— Excerpted data —

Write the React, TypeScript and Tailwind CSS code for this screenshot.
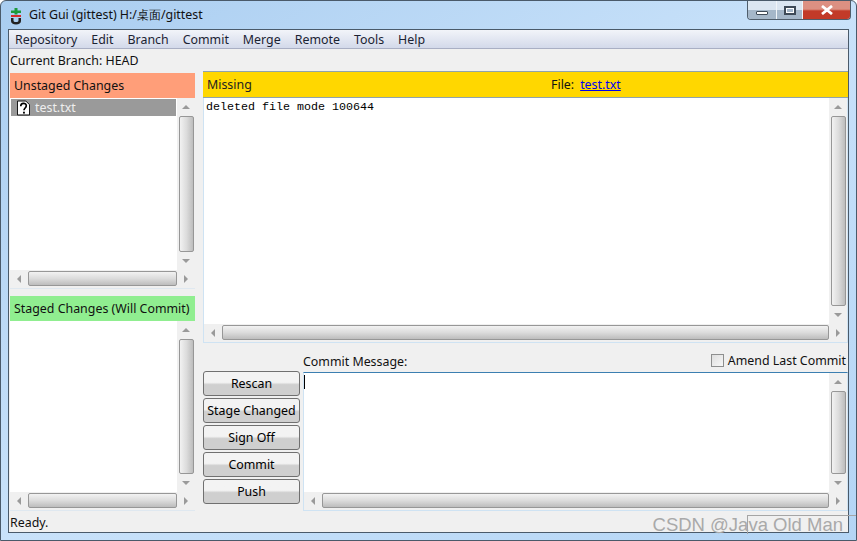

==

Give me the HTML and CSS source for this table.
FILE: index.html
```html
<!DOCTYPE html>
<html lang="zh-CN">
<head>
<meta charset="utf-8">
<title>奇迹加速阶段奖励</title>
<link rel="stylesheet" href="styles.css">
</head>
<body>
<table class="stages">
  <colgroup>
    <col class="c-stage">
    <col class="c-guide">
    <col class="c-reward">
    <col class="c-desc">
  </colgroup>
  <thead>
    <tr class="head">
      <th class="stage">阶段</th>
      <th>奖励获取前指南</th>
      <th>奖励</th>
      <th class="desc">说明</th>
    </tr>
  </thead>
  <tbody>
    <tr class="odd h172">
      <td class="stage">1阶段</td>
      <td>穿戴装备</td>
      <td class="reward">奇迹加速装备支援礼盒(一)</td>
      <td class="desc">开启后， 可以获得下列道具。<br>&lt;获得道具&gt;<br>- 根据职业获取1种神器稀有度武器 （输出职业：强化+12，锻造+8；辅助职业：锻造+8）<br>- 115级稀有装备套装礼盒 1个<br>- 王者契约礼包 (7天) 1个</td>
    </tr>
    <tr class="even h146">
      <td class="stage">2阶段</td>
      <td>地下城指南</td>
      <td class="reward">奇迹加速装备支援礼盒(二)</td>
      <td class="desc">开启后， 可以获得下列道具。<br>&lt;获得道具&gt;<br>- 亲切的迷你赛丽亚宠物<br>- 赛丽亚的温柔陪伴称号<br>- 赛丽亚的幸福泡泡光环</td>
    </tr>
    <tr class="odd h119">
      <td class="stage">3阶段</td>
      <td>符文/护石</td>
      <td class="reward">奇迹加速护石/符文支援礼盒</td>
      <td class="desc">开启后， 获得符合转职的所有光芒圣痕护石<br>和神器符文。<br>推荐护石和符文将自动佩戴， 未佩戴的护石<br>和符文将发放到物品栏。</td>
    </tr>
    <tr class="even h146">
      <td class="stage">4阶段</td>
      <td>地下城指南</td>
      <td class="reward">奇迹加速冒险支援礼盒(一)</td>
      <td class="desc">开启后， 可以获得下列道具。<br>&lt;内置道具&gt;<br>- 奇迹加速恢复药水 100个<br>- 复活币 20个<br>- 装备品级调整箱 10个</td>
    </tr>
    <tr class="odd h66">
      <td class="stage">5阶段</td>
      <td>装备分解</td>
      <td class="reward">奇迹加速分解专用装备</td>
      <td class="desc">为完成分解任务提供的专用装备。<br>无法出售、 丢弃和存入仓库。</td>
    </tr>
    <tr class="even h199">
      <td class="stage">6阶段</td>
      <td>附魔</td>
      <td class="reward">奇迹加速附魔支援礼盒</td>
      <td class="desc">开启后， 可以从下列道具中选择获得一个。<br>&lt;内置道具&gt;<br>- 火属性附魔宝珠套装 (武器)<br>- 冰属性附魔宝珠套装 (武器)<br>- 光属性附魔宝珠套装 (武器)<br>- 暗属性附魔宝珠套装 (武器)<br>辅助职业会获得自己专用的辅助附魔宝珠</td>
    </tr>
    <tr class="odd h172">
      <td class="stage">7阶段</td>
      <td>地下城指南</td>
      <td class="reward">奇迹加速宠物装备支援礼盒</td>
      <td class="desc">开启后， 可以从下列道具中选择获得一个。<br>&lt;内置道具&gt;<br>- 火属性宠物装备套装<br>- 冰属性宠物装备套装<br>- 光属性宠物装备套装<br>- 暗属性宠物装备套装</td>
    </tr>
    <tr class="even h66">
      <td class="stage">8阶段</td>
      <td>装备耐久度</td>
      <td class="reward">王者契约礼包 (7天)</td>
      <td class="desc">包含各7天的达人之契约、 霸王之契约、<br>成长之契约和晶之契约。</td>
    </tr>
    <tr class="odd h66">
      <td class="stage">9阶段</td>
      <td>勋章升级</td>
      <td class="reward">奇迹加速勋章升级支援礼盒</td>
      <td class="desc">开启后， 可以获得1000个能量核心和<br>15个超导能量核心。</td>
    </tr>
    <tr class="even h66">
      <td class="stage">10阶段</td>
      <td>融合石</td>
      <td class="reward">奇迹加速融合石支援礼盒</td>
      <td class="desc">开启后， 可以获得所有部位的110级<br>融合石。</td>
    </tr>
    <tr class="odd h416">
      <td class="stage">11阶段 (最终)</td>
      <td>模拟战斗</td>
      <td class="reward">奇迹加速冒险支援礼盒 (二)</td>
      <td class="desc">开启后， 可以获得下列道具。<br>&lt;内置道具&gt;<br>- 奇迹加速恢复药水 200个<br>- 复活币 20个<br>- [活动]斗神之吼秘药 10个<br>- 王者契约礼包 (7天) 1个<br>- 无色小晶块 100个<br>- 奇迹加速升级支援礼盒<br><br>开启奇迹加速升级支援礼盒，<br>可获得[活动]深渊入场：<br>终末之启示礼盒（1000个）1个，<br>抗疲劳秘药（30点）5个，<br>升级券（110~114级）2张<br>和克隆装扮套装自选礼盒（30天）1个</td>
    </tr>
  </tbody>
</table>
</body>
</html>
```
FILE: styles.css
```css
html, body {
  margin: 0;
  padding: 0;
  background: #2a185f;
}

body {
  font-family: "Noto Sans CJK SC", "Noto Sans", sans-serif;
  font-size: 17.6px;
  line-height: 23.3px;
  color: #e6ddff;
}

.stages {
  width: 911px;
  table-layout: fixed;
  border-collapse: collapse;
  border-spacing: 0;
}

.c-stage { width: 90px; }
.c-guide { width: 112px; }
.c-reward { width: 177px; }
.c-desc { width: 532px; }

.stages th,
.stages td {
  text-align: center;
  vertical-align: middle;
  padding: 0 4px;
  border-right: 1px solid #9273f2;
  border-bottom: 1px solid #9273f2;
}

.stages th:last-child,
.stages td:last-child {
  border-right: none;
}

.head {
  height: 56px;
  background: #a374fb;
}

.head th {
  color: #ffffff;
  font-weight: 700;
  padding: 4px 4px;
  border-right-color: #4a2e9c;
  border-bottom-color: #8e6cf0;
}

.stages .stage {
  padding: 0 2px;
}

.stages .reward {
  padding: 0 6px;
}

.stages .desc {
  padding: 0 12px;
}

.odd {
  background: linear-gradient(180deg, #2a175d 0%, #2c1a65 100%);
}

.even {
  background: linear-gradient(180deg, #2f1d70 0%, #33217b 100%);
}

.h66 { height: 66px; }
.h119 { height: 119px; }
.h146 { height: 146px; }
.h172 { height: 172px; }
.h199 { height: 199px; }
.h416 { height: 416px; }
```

— What you are asked to do —
From the entries above, copy every line containing the word "this".

— Task result —
Write the React, TypeScript and Tailwind CSS code for this screenshot.
Give me the HTML and CSS source for this table.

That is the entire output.